**** DATASET SECTION ****

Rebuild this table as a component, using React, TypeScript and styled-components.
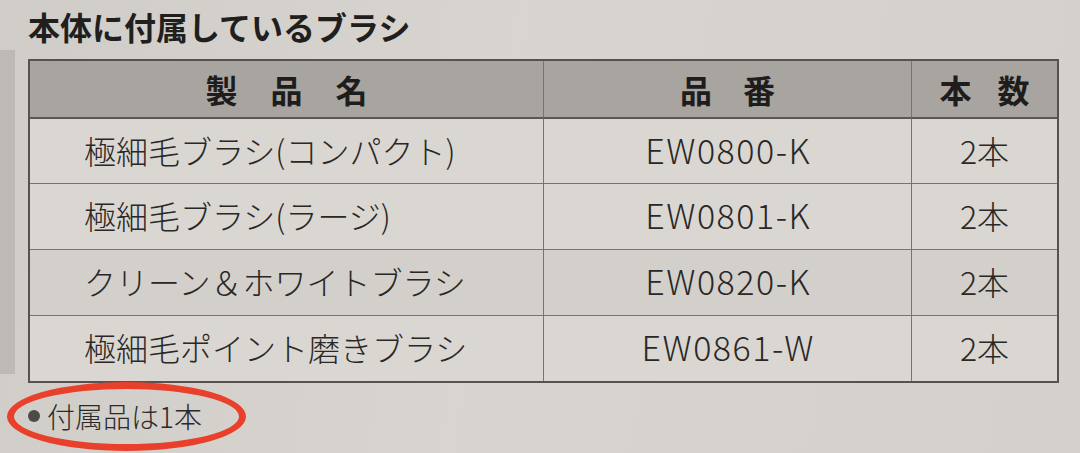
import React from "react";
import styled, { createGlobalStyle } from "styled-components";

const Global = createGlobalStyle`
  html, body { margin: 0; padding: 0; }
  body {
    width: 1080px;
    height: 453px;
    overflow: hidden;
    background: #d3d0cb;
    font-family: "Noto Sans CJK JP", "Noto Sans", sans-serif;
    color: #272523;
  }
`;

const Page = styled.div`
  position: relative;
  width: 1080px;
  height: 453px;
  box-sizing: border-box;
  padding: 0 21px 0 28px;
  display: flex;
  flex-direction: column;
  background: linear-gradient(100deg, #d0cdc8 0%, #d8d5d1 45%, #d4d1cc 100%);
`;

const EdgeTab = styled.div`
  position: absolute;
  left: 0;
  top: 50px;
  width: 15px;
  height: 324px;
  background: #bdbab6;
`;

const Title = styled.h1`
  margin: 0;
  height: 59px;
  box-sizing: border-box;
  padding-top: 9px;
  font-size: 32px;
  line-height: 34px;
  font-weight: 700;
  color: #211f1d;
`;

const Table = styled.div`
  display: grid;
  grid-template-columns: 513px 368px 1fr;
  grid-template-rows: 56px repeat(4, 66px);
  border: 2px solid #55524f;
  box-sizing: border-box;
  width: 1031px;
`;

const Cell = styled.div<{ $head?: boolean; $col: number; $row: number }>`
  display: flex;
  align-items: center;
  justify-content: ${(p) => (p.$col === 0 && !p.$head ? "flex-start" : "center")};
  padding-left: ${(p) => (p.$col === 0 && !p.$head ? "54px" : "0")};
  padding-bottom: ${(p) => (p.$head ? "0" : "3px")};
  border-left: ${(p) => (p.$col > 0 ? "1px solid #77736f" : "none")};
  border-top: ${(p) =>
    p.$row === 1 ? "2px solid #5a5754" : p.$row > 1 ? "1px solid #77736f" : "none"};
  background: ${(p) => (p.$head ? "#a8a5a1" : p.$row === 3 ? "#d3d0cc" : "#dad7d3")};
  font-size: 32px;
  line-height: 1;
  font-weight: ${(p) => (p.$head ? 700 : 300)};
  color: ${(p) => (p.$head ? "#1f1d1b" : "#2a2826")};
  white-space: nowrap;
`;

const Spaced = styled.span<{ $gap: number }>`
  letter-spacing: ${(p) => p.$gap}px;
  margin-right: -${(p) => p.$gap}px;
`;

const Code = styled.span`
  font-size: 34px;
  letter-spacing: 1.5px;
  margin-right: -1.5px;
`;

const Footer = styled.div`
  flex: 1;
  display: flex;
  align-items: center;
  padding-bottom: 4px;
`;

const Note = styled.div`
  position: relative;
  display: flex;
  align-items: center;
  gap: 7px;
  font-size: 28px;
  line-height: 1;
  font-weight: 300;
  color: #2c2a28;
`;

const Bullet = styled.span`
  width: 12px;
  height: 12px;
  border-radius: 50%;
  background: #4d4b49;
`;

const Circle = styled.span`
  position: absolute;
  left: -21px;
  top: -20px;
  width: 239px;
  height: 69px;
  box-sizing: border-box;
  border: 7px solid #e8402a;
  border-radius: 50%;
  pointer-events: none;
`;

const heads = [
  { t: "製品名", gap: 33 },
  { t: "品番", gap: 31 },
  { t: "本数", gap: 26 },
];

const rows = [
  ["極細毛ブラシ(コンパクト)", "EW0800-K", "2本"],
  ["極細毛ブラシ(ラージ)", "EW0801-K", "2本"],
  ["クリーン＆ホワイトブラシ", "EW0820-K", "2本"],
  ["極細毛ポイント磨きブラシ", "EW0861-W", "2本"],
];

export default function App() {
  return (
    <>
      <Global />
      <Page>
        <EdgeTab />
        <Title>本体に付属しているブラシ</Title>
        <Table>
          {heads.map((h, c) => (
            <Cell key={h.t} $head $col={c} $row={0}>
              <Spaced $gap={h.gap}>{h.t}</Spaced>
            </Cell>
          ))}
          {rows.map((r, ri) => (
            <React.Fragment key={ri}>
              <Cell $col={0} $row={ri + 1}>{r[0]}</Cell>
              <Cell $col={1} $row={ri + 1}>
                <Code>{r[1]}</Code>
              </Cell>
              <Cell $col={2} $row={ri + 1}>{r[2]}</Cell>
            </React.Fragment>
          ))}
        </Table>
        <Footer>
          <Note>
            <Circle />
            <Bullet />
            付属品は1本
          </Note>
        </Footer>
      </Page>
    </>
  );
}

****

| WORK INSTRUCTIONS |
Extract all lines from the data in which "React" is found.

| WRITTEN ANSWER |
Rebuild this table as a component, using React, TypeScript and styled-components.
import React from "react";
            <React.Fragment key={ri}>
            </React.Fragment>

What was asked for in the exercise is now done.